Locate all lines with the word "this". Copy them.
======== Information shown
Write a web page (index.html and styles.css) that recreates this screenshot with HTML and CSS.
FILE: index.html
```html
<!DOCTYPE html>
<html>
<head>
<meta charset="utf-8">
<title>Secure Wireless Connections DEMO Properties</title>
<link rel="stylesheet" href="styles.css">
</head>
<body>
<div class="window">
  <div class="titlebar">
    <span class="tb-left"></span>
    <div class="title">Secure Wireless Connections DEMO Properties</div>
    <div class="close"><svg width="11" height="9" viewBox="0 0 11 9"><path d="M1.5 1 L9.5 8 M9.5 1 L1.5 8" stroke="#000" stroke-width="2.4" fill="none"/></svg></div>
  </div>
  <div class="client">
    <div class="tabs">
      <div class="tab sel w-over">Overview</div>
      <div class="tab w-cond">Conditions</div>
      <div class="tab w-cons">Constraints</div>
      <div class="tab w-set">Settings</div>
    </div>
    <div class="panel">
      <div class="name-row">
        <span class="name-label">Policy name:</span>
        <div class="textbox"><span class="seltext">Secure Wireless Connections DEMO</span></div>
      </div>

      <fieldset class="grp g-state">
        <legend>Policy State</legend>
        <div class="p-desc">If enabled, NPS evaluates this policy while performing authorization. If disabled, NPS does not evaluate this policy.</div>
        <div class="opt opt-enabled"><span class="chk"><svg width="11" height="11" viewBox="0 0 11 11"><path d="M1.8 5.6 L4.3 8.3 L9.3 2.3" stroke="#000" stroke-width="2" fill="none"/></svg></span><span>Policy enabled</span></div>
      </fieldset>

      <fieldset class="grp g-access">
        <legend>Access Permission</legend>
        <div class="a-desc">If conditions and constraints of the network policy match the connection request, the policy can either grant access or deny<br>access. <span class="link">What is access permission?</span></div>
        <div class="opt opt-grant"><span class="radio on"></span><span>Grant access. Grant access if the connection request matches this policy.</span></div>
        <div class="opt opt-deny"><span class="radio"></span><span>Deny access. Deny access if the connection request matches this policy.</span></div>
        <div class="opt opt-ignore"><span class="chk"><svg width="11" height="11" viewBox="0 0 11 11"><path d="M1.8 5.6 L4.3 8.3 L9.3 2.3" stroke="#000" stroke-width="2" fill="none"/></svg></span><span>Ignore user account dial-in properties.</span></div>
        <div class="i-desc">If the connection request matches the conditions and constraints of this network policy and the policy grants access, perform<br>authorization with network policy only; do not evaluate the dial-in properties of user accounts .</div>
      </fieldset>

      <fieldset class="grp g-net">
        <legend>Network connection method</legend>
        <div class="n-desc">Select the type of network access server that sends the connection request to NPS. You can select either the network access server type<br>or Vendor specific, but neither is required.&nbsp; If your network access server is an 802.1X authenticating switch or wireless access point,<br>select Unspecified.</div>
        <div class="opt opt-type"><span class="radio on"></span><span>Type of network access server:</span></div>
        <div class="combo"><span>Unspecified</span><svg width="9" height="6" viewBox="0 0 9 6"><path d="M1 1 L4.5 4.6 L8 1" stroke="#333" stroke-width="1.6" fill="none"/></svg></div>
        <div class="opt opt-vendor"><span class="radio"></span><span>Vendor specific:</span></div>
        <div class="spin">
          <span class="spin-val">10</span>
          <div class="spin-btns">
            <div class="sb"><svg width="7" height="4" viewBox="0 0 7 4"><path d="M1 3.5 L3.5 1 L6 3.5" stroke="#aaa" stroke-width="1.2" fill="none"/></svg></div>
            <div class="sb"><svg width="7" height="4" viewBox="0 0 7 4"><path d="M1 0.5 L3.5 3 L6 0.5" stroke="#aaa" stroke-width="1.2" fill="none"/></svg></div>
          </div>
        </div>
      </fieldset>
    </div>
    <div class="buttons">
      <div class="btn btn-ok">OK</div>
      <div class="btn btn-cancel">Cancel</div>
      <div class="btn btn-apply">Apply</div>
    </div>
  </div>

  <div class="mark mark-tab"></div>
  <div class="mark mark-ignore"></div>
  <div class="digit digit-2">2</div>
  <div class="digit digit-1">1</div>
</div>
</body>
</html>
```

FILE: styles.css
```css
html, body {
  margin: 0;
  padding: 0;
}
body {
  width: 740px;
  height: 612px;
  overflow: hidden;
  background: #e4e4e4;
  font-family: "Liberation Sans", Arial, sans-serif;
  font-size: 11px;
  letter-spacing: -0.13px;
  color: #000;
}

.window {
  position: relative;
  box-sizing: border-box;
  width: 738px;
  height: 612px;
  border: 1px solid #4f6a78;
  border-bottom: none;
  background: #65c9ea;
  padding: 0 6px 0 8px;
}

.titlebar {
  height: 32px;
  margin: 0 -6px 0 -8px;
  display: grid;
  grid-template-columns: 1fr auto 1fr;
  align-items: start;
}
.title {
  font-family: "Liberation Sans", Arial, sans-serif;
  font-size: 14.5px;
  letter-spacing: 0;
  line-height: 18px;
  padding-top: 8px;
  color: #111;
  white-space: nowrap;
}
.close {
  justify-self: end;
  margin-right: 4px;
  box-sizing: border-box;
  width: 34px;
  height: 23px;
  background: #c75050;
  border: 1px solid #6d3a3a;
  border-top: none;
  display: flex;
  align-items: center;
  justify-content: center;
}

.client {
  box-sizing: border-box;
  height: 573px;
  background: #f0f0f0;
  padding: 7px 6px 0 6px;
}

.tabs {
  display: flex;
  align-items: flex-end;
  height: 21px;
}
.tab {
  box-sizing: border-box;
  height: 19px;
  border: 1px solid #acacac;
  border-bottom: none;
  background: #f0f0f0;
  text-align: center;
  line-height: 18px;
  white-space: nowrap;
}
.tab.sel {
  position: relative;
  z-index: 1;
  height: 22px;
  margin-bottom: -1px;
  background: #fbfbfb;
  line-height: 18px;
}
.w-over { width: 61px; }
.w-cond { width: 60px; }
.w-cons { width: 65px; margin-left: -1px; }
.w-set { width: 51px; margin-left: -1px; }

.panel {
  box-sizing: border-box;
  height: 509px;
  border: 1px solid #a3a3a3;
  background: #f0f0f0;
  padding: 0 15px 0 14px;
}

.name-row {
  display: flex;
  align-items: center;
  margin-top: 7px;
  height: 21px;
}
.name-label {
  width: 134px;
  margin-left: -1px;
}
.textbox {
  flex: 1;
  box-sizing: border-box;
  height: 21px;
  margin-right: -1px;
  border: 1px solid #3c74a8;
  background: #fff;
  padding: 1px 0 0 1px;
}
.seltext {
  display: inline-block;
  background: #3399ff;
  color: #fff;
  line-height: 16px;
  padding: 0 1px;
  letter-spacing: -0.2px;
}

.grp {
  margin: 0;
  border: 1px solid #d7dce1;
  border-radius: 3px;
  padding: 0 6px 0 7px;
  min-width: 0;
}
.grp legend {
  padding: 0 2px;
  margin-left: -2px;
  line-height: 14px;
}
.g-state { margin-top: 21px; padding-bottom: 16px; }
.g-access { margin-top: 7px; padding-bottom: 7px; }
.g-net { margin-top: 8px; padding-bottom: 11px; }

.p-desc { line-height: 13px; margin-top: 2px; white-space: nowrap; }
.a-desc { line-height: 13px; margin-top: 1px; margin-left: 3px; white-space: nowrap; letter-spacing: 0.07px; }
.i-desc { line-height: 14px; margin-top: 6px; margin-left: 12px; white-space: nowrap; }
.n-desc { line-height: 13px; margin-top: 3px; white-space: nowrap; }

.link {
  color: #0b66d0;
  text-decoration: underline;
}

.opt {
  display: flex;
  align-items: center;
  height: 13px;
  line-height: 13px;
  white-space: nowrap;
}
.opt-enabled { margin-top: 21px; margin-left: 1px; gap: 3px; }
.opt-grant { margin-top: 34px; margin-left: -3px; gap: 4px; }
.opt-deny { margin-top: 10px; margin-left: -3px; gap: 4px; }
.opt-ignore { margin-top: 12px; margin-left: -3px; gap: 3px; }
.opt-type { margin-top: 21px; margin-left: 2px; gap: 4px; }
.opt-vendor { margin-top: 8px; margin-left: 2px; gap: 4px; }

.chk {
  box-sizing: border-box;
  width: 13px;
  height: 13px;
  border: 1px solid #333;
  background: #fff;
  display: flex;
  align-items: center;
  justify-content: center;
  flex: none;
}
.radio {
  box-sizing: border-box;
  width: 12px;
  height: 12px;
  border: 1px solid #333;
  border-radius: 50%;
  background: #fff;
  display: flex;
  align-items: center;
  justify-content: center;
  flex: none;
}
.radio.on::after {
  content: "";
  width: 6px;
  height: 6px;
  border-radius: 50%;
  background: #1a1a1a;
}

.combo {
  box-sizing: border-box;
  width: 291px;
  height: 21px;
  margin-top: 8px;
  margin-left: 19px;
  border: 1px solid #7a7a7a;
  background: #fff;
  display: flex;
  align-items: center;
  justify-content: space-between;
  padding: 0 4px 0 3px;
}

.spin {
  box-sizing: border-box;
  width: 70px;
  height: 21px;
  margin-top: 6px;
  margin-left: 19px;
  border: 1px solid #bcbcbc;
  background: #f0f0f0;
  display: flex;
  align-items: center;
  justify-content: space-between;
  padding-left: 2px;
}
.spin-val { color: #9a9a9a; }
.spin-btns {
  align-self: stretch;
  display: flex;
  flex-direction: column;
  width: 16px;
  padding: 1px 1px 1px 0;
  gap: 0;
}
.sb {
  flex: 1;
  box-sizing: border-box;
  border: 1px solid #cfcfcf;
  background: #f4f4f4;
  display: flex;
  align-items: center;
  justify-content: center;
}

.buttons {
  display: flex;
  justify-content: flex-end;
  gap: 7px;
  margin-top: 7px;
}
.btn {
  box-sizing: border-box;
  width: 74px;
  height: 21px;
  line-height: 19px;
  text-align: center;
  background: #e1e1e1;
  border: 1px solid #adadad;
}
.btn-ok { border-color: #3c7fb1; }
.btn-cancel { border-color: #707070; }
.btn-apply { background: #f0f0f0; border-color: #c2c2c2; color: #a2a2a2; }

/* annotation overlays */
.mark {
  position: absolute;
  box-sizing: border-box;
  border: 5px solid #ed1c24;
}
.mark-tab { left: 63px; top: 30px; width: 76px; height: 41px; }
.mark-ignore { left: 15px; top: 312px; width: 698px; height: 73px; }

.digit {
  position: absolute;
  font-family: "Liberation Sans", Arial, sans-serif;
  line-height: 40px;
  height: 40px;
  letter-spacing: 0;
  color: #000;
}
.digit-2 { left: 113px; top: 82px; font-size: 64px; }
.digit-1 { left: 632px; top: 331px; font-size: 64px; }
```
================
Reply:
Write a web page (index.html and styles.css) that recreates this screenshot with HTML and CSS.
        <div class="p-desc">If enabled, NPS evaluates this policy while performing authorization. If disabled, NPS does not evaluate this policy.</div>
        <div class="opt opt-grant"><span class="radio on"></span><span>Grant access. Grant access if the connection request matches this policy.</span></div>
        <div class="opt opt-deny"><span class="radio"></span><span>Deny access. Deny access if the connection request matches this policy.</span></div>
        <div class="i-desc">If the connection request matches the conditions and constraints of this network policy and the policy grants access, perform<br>authorization with network policy only; do not evaluate the dial-in properties of user accounts .</div>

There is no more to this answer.